— Start of Dataset extract —

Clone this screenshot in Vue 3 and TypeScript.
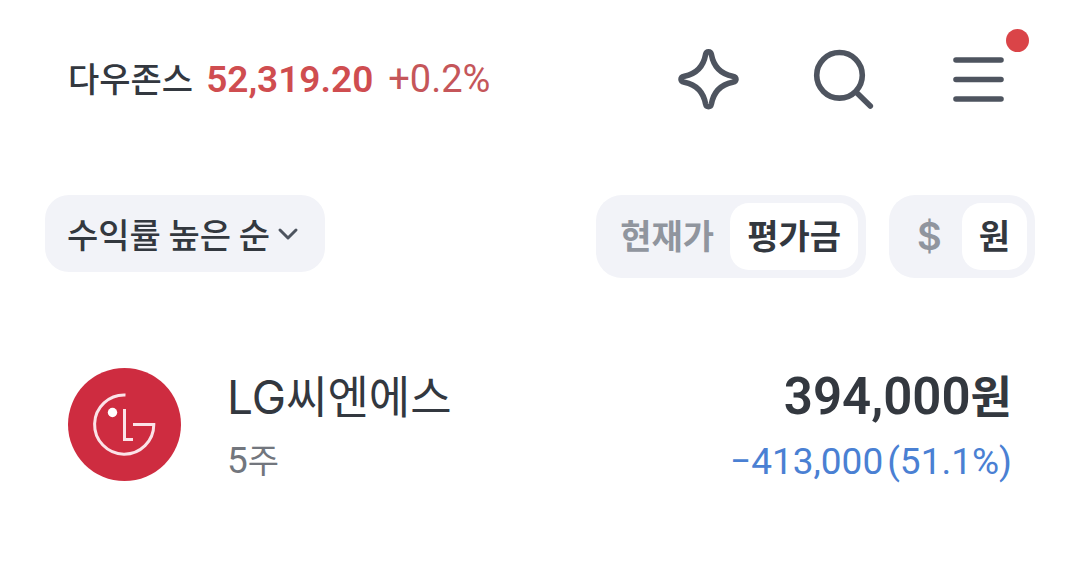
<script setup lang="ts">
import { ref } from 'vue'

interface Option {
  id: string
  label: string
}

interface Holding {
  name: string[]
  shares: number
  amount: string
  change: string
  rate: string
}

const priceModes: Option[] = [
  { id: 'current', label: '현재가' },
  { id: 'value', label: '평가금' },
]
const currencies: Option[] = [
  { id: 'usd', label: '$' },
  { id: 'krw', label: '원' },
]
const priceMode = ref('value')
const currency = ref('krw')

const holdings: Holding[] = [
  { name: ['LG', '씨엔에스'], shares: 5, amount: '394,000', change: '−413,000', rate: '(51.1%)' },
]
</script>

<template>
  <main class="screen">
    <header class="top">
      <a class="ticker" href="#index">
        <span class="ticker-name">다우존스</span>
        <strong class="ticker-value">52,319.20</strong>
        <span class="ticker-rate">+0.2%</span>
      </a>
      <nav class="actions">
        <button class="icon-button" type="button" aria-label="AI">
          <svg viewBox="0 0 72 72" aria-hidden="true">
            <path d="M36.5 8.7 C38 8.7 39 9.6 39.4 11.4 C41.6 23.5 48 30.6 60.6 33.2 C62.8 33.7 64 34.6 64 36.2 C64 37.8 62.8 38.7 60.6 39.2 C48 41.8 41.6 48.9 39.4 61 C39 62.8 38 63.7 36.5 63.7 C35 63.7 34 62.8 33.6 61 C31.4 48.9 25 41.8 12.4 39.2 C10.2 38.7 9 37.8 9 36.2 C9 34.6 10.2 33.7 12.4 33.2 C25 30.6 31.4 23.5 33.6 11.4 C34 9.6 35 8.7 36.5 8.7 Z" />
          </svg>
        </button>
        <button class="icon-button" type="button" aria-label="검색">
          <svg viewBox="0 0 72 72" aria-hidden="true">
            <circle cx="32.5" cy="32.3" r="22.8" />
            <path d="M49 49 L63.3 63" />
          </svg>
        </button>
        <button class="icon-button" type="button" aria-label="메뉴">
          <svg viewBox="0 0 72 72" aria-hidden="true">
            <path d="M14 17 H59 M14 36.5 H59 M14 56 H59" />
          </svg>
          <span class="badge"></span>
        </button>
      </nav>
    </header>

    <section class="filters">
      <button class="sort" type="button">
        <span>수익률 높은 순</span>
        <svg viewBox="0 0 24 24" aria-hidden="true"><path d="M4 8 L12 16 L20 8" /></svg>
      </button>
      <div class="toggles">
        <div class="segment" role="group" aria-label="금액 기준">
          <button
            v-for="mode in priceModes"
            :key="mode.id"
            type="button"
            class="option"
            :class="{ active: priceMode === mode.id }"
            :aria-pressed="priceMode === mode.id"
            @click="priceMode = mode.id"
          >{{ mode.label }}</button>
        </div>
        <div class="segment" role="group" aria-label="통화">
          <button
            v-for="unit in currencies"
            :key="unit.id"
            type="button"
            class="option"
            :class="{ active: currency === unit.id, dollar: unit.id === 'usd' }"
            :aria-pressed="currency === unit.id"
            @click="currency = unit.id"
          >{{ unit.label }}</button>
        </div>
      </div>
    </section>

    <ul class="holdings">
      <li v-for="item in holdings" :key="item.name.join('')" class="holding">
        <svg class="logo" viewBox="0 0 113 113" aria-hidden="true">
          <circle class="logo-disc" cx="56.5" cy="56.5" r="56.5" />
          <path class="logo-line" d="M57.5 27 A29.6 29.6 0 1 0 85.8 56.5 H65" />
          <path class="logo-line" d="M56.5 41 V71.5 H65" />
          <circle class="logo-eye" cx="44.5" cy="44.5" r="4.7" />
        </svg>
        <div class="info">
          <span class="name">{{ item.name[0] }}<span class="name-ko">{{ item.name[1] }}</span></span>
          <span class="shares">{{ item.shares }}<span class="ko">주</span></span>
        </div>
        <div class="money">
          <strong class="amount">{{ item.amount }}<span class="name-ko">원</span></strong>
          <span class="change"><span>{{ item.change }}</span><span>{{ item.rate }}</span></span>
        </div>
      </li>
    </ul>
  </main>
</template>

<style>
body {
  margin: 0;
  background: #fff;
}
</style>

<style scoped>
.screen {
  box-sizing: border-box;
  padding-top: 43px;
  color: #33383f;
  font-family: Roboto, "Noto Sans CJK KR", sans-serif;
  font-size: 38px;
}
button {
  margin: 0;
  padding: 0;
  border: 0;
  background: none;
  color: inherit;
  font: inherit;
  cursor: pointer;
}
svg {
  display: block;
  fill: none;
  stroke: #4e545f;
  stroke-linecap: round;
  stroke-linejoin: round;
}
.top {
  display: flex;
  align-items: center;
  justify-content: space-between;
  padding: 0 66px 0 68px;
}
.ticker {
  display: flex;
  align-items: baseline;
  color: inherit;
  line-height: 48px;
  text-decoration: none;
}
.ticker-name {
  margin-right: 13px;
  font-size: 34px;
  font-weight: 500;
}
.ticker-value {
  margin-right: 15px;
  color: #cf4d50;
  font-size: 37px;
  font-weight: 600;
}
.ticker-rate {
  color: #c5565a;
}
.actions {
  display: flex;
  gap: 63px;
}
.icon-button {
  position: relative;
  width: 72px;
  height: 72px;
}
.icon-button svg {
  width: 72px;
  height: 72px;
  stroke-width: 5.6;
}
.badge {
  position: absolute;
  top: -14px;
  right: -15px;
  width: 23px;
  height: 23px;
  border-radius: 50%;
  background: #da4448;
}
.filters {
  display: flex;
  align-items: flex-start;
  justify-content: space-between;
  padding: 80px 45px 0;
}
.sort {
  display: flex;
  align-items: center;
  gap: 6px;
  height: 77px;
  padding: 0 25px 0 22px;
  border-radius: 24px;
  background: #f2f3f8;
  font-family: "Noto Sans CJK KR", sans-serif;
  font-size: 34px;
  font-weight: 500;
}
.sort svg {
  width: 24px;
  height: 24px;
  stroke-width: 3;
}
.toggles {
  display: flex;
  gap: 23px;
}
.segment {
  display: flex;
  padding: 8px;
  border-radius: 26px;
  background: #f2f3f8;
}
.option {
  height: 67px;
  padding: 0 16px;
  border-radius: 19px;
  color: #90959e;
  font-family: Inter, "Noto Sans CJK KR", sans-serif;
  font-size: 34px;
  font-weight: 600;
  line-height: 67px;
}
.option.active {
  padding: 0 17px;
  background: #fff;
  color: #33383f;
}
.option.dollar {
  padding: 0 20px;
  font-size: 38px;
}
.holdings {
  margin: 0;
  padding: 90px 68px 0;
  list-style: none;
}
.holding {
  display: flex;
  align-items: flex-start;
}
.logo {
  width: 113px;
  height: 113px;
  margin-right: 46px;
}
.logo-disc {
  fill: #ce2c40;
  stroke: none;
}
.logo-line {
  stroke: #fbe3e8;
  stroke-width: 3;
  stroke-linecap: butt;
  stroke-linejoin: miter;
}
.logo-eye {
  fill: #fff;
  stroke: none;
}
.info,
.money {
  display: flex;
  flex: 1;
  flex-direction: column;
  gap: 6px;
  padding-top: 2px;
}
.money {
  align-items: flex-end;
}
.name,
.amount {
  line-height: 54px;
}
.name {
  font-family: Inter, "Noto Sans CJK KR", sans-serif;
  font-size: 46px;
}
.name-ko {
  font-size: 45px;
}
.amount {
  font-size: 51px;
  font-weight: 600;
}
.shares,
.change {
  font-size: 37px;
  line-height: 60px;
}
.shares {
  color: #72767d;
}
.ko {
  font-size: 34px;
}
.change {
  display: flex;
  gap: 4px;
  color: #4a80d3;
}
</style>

— End of Dataset extract —

== Set task ==
Leave out the pictures and print every line of the data exactly.

== Solution below ==
Clone this screenshot in Vue 3 and TypeScript.
<script setup lang="ts">
import { ref } from 'vue'

interface Option {
  id: string
  label: string
}

interface Holding {
  name: string[]
  shares: number
  amount: string
  change: string
  rate: string
}

const priceModes: Option[] = [
  { id: 'current', label: '현재가' },
  { id: 'value', label: '평가금' },
]
const currencies: Option[] = [
  { id: 'usd', label: '$' },
  { id: 'krw', label: '원' },
]
const priceMode = ref('value')
const currency = ref('krw')

const holdings: Holding[] = [
  { name: ['LG', '씨엔에스'], shares: 5, amount: '394,000', change: '−413,000', rate: '(51.1%)' },
]
</script>

<template>
  <main class="screen">
    <header class="top">
      <a class="ticker" href="#index">
        <span class="ticker-name">다우존스</span>
        <strong class="ticker-value">52,319.20</strong>
        <span class="ticker-rate">+0.2%</span>
      </a>
      <nav class="actions">
        <button class="icon-button" type="button" aria-label="AI">
          <svg viewBox="0 0 72 72" aria-hidden="true">
            <path d="M36.5 8.7 C38 8.7 39 9.6 39.4 11.4 C41.6 23.5 48 30.6 60.6 33.2 C62.8 33.7 64 34.6 64 36.2 C64 37.8 62.8 38.7 60.6 39.2 C48 41.8 41.6 48.9 39.4 61 C39 62.8 38 63.7 36.5 63.7 C35 63.7 34 62.8 33.6 61 C31.4 48.9 25 41.8 12.4 39.2 C10.2 38.7 9 37.8 9 36.2 C9 34.6 10.2 33.7 12.4 33.2 C25 30.6 31.4 23.5 33.6 11.4 C34 9.6 35 8.7 36.5 8.7 Z" />
          </svg>
        </button>
        <button class="icon-button" type="button" aria-label="검색">
          <svg viewBox="0 0 72 72" aria-hidden="true">
            <circle cx="32.5" cy="32.3" r="22.8" />
            <path d="M49 49 L63.3 63" />
          </svg>
        </button>
        <button class="icon-button" type="button" aria-label="메뉴">
          <svg viewBox="0 0 72 72" aria-hidden="true">
            <path d="M14 17 H59 M14 36.5 H59 M14 56 H59" />
          </svg>
          <span class="badge"></span>
        </button>
      </nav>
    </header>

    <section class="filters">
      <button class="sort" type="button">
        <span>수익률 높은 순</span>
        <svg viewBox="0 0 24 24" aria-hidden="true"><path d="M4 8 L12 16 L20 8" /></svg>
      </button>
      <div class="toggles">
        <div class="segment" role="group" aria-label="금액 기준">
          <button
            v-for="mode in priceModes"
            :key="mode.id"
            type="button"
            class="option"
            :class="{ active: priceMode === mode.id }"
            :aria-pressed="priceMode === mode.id"
            @click="priceMode = mode.id"
          >{{ mode.label }}</button>
        </div>
        <div class="segment" role="group" aria-label="통화">
          <button
            v-for="unit in currencies"
            :key="unit.id"
            type="button"
            class="option"
            :class="{ active: currency === unit.id, dollar: unit.id === 'usd' }"
            :aria-pressed="currency === unit.id"
            @click="currency = unit.id"
          >{{ unit.label }}</button>
        </div>
      </div>
    </section>

    <ul class="holdings">
      <li v-for="item in holdings" :key="item.name.join('')" class="holding">
        <svg class="logo" viewBox="0 0 113 113" aria-hidden="true">
          <circle class="logo-disc" cx="56.5" cy="56.5" r="56.5" />
          <path class="logo-line" d="M57.5 27 A29.6 29.6 0 1 0 85.8 56.5 H65" />
          <path class="logo-line" d="M56.5 41 V71.5 H65" />
          <circle class="logo-eye" cx="44.5" cy="44.5" r="4.7" />
        </svg>
        <div class="info">
          <span class="name">{{ item.name[0] }}<span class="name-ko">{{ item.name[1] }}</span></span>
          <span class="shares">{{ item.shares }}<span class="ko">주</span></span>
        </div>
        <div class="money">
          <strong class="amount">{{ item.amount }}<span class="name-ko">원</span></strong>
          <span class="change"><span>{{ item.change }}</span><span>{{ item.rate }}</span></span>
        </div>
      </li>
    </ul>
  </main>
</template>

<style>
body {
  margin: 0;
  background: #fff;
}
</style>

<style scoped>
.screen {
  box-sizing: border-box;
  padding-top: 43px;
  color: #33383f;
  font-family: Roboto, "Noto Sans CJK KR", sans-serif;
  font-size: 38px;
}
button {
  margin: 0;
  padding: 0;
  border: 0;
  background: none;
  color: inherit;
  font: inherit;
  cursor: pointer;
}
svg {
  display: block;
  fill: none;
  stroke: #4e545f;
  stroke-linecap: round;
  stroke-linejoin: round;
}
.top {
  display: flex;
  align-items: center;
  justify-content: space-between;
  padding: 0 66px 0 68px;
}
.ticker {
  display: flex;
  align-items: baseline;
  color: inherit;
  line-height: 48px;
  text-decoration: none;
}
.ticker-name {
  margin-right: 13px;
  font-size: 34px;
  font-weight: 500;
}
.ticker-value {
  margin-right: 15px;
  color: #cf4d50;
  font-size: 37px;
  font-weight: 600;
}
.ticker-rate {
  color: #c5565a;
}
.actions {
  display: flex;
  gap: 63px;
}
.icon-button {
  position: relative;
  width: 72px;
  height: 72px;
}
.icon-button svg {
  width: 72px;
  height: 72px;
  stroke-width: 5.6;
}
.badge {
  position: absolute;
  top: -14px;
  right: -15px;
  width: 23px;
  height: 23px;
  border-radius: 50%;
  background: #da4448;
}
.filters {
  display: flex;
  align-items: flex-start;
  justify-content: space-between;
  padding: 80px 45px 0;
}
.sort {
  display: flex;
  align-items: center;
  gap: 6px;
  height: 77px;
  padding: 0 25px 0 22px;
  border-radius: 24px;
  background: #f2f3f8;
  font-family: "Noto Sans CJK KR", sans-serif;
  font-size: 34px;
  font-weight: 500;
}
.sort svg {
  width: 24px;
  height: 24px;
  stroke-width: 3;
}
.toggles {
  display: flex;
  gap: 23px;
}
.segment {
  display: flex;
  padding: 8px;
  border-radius: 26px;
  background: #f2f3f8;
}
.option {
  height: 67px;
  padding: 0 16px;
  border-radius: 19px;
  color: #90959e;
  font-family: Inter, "Noto Sans CJK KR", sans-serif;
  font-size: 34px;
  font-weight: 600;
  line-height: 67px;
}
.option.active {
  padding: 0 17px;
  background: #fff;
  color: #33383f;
}
.option.dollar {
  padding: 0 20px;
  font-size: 38px;
}
.holdings {
  margin: 0;
  padding: 90px 68px 0;
  list-style: none;
}
.holding {
  display: flex;
  align-items: flex-start;
}
.logo {
  width: 113px;
  height: 113px;
  margin-right: 46px;
}
.logo-disc {
  fill: #ce2c40;
  stroke: none;
}
.logo-line {
  stroke: #fbe3e8;
  stroke-width: 3;
  stroke-linecap: butt;
  stroke-linejoin: miter;
}
.logo-eye {
  fill: #fff;
  stroke: none;
}
.info,
.money {
  display: flex;
  flex: 1;
  flex-direction: column;
  gap: 6px;
  padding-top: 2px;
}
.money {
  align-items: flex-end;
}
.name,
.amount {
  line-height: 54px;
}
.name {
  font-family: Inter, "Noto Sans CJK KR", sans-serif;
  font-size: 46px;
}
.name-ko {
  font-size: 45px;
}
.amount {
  font-size: 51px;
  font-weight: 600;
}
.shares,
.change {
  font-size: 37px;
  line-height: 60px;
}
.shares {
  color: #72767d;
}
.ko {
  font-size: 34px;
}
.change {
  display: flex;
  gap: 4px;
  color: #4a80d3;
}
</style>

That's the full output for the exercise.